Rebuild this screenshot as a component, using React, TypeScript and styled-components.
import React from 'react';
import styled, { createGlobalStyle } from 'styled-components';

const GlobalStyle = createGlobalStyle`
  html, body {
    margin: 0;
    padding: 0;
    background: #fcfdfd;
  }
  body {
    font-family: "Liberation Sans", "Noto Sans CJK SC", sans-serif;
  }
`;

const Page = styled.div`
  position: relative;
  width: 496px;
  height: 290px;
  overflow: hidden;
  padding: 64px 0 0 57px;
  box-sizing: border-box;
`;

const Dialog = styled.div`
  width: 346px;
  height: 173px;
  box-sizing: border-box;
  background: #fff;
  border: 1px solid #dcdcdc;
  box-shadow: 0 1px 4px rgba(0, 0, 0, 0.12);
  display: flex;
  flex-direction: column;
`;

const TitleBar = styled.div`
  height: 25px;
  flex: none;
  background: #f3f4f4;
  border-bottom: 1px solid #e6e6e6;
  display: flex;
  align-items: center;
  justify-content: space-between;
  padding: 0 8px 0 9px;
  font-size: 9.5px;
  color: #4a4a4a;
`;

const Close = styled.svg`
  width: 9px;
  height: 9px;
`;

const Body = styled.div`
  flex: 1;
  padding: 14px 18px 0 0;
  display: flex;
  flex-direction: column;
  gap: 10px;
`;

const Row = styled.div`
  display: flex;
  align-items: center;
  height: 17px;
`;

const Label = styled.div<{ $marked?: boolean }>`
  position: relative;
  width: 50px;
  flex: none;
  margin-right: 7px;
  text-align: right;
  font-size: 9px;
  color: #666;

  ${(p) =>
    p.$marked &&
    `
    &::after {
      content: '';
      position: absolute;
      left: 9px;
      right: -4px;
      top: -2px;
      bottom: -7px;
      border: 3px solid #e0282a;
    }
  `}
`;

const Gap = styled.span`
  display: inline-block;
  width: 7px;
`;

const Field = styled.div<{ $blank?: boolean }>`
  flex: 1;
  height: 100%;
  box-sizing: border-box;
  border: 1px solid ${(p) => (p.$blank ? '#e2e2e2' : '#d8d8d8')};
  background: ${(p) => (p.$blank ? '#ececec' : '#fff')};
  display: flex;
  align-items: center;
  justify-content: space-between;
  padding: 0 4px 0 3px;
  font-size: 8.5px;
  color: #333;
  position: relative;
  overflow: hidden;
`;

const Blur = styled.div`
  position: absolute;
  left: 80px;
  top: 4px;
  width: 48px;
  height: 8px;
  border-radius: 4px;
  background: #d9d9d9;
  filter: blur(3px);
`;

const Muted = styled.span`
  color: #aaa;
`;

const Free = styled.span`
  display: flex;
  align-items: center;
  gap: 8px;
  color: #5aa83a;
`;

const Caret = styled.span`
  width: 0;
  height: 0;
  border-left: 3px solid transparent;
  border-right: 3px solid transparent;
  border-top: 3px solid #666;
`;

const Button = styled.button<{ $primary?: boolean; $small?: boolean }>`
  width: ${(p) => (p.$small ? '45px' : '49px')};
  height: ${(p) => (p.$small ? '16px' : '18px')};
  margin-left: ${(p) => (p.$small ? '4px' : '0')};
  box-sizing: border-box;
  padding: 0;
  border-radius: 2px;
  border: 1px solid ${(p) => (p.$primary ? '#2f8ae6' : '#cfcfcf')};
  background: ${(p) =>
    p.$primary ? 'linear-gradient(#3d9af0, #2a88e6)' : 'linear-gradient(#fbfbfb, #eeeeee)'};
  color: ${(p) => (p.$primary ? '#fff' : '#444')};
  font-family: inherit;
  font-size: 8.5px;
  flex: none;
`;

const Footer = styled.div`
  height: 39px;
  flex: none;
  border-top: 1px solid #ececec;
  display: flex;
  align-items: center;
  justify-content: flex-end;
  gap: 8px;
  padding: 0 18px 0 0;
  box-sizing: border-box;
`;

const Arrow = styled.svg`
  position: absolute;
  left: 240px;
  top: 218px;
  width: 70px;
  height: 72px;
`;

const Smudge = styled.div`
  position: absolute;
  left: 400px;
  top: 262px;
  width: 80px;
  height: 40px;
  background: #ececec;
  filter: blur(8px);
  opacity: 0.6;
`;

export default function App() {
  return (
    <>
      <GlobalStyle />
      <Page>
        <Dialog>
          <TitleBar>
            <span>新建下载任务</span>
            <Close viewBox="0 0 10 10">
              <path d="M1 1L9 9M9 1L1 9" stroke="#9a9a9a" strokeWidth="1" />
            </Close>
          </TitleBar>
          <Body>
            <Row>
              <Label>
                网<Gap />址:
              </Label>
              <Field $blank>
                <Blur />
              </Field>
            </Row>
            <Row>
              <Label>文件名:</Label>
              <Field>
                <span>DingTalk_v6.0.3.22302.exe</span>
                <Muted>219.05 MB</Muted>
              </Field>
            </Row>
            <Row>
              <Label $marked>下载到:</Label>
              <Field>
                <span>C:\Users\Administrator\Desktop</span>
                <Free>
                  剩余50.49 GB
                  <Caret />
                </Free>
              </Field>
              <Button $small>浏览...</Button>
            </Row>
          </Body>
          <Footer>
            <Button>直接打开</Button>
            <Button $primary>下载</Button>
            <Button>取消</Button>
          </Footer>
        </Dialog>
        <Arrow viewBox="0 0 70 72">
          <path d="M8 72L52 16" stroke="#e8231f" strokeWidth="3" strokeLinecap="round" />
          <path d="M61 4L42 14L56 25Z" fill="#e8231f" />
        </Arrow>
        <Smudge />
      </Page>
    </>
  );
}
==
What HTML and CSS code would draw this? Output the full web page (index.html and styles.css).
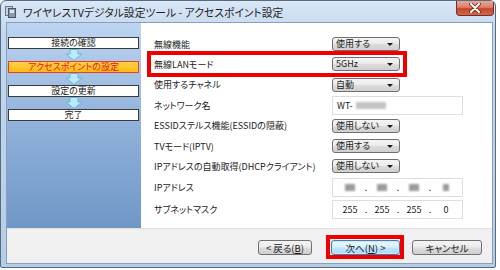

To be done:
Only lines with "React" are wanted here; list each of them.

Exercise solution:
Rebuild this screenshot as a component, using React, TypeScript and styled-components.
import React from 'react';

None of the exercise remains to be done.